The strategy has yielded short-term dividends, with recent quarterly revenue climbing to $25.4 billion. Yet, this growth remains a delicate balancing act. Maintaining lower prices while investing billions into inventory systems squeezes profit margins. If energy prices remain elevated for an extended period, the cost of fulfillment and home delivery will rise, testing whether Target can maintain its hard-won volume without sacrificing its bottom line.
The Hidden Costs of Big Box Survival
The expansion of these value empires is not without its internal structural costs. To keep prices low for cash-strapped consumers while absorbing elevated transport and operational costs, mega-retailers are quietly shifting their profit models away from traditional merchandising altogether.
The true margin driver for modern big-box retail is no longer just the items sold on the shelves. It is the monetization of the customer data generated by those sales.
Walmart and Target have rapidly turned their businesses into massive corporate advertising networks. They leverage their immense physical foot traffic and digital application usage to sell highly targeted advertising space to third-party consumer packaged goods brands. Because these media networks boast massive profit margins compared to the razor-thin returns on physical groceries, they effectively subsidize the low prices keeping consumers in the stores.
A retail ecosystem where profits are derived from selling media rather than selling goods points to a highly distorted market.

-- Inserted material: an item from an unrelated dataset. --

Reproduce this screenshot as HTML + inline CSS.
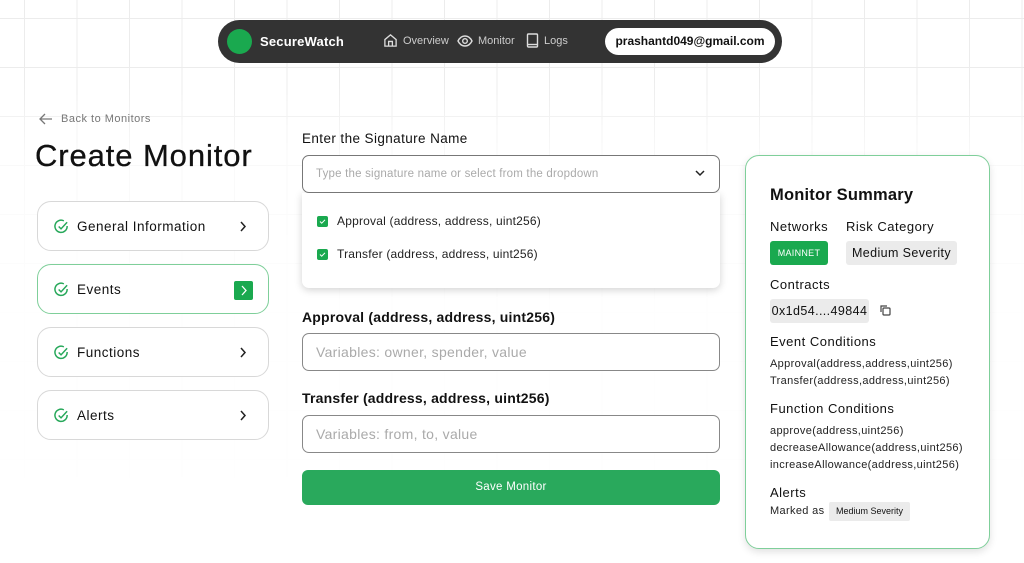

The Reality of the Consumer Retrenchment
The surge in discount retail traffic is frequently misinterpreted as a sign of economic vigor. It is actually a clear metric of defensive consumer retrenchment.
When a family redirects its spending from specialized regional stores to a mega-retailer, capital is pulled out of the broader economic ecosystem and concentrated into a few corporate balance sheets. Mid-tier apparel chains, specialized home goods providers, and independent local businesses find themselves starved of traffic because they cannot compete with the logistical scale or pricing power of an off-price conglomerate.
The middle class is adapting to a higher cost of living not by earning more, but by lowering its expectations and accepting a less diverse retail environment. The crowded parking lots at the discount plazas are a visible monument to an ongoing erosion of purchasing power.